* Information supplied:
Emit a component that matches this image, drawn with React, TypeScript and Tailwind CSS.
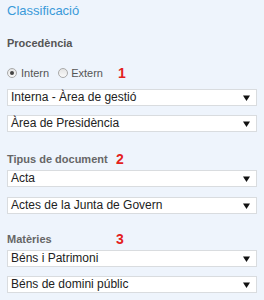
const Arrow = () => (
  <svg width="7" height="6" viewBox="0 0 7 6" className="shrink-0">
    <path d="M0 0.5 H7 L3.5 6 Z" fill="#111" />
  </svg>
);

const Select = ({ value, className = "" }: { value: string; className?: string }) => (
  <div
    className={`flex items-center justify-between w-[250px] h-[17px] bg-white border border-[#d9dcdf] pl-[3px] pr-[6px] text-[12px] leading-[15px] text-[#222] ${className}`}
  >
    <span className="whitespace-nowrap">{value}</span>
    <Arrow />
  </div>
);

const Radio = ({ checked }: { checked?: boolean }) => (
  <span className="flex items-center justify-center w-[10px] h-[10px] rounded-full border border-[#a9a9a9] bg-gradient-to-b from-[#e4e4e4] to-[#fafafa]">
    {checked && <span className="w-[4px] h-[4px] rounded-full bg-[#444]" />}
  </span>
);

const Label = ({ text, num, className = "" }: { text: string; num: string; className?: string }) => (
  <div className={`flex items-center h-[16px] ${className}`}>
    <span className="w-[109px] text-[11px] font-bold text-[#666]">{text}</span>
    <span className="text-[14px] font-bold text-[#e3211d] leading-[16px]">{num}</span>
  </div>
);

export default function App() {
  return (
    <div className="w-[264px] h-[300px] bg-[#eef4fc] px-[7px] pt-[3px] font-['Liberation_Sans',Arial,sans-serif]">
      <div className="text-[13px] leading-[16px] text-[#3a9ad9]">Classificació</div>

      <div className="mt-[16px] h-[16px] leading-[16px] text-[11px] font-bold text-[#555]">Procedència</div>

      <div className="mt-[14px] flex items-center h-[16px] text-[11px] text-[#555]">
        <Radio checked />
        <span className="ml-[4px]">Intern</span>
        <span className="ml-[9px]">
          <Radio />
        </span>
        <span className="ml-[3px]">Extern</span>
        <span className="ml-[15px] text-[14px] font-bold text-[#e3211d]">1</span>
      </div>

      <Select value="Interna - Àrea de gestió" className="mt-[8px]" />
      <Select value="Àrea de Presidència" className="mt-[9px]" />

      <Label text="Tipus de document" num="2" className="mt-[19px]" />
      <Select value="Acta" className="mt-[3px]" />
      <Select value="Actes de la Junta de Govern" className="mt-[10px]" />

      <Label text="Matèries" num="3" className="mt-[17px]" />
      <Select value="Béns i Patrimoni" className="mt-[3px]" />
      <Select value="Béns de domini públic" className="mt-[9px]" />
    </div>
  );
}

* Task brief: Using the material above, return every line exactly as it appears, minus the pictures.

* Solution for this problem:
Emit a component that matches this image, drawn with React, TypeScript and Tailwind CSS.
const Arrow = () => (
  <svg width="7" height="6" viewBox="0 0 7 6" className="shrink-0">
    <path d="M0 0.5 H7 L3.5 6 Z" fill="#111" />
  </svg>
);

const Select = ({ value, className = "" }: { value: string; className?: string }) => (
  <div
    className={`flex items-center justify-between w-[250px] h-[17px] bg-white border border-[#d9dcdf] pl-[3px] pr-[6px] text-[12px] leading-[15px] text-[#222] ${className}`}
  >
    <span className="whitespace-nowrap">{value}</span>
    <Arrow />
  </div>
);

const Radio = ({ checked }: { checked?: boolean }) => (
  <span className="flex items-center justify-center w-[10px] h-[10px] rounded-full border border-[#a9a9a9] bg-gradient-to-b from-[#e4e4e4] to-[#fafafa]">
    {checked && <span className="w-[4px] h-[4px] rounded-full bg-[#444]" />}
  </span>
);

const Label = ({ text, num, className = "" }: { text: string; num: string; className?: string }) => (
  <div className={`flex items-center h-[16px] ${className}`}>
    <span className="w-[109px] text-[11px] font-bold text-[#666]">{text}</span>
    <span className="text-[14px] font-bold text-[#e3211d] leading-[16px]">{num}</span>
  </div>
);

export default function App() {
  return (
    <div className="w-[264px] h-[300px] bg-[#eef4fc] px-[7px] pt-[3px] font-['Liberation_Sans',Arial,sans-serif]">
      <div className="text-[13px] leading-[16px] text-[#3a9ad9]">Classificació</div>

      <div className="mt-[16px] h-[16px] leading-[16px] text-[11px] font-bold text-[#555]">Procedència</div>

      <div className="mt-[14px] flex items-center h-[16px] text-[11px] text-[#555]">
        <Radio checked />
        <span className="ml-[4px]">Intern</span>
        <span className="ml-[9px]">
          <Radio />
        </span>
        <span className="ml-[3px]">Extern</span>
        <span className="ml-[15px] text-[14px] font-bold text-[#e3211d]">1</span>
      </div>

      <Select value="Interna - Àrea de gestió" className="mt-[8px]" />
      <Select value="Àrea de Presidència" className="mt-[9px]" />

      <Label text="Tipus de document" num="2" className="mt-[19px]" />
      <Select value="Acta" className="mt-[3px]" />
      <Select value="Actes de la Junta de Govern" className="mt-[10px]" />

      <Label text="Matèries" num="3" className="mt-[17px]" />
      <Select value="Béns i Patrimoni" className="mt-[3px]" />
      <Select value="Béns de domini públic" className="mt-[9px]" />
    </div>
  );
}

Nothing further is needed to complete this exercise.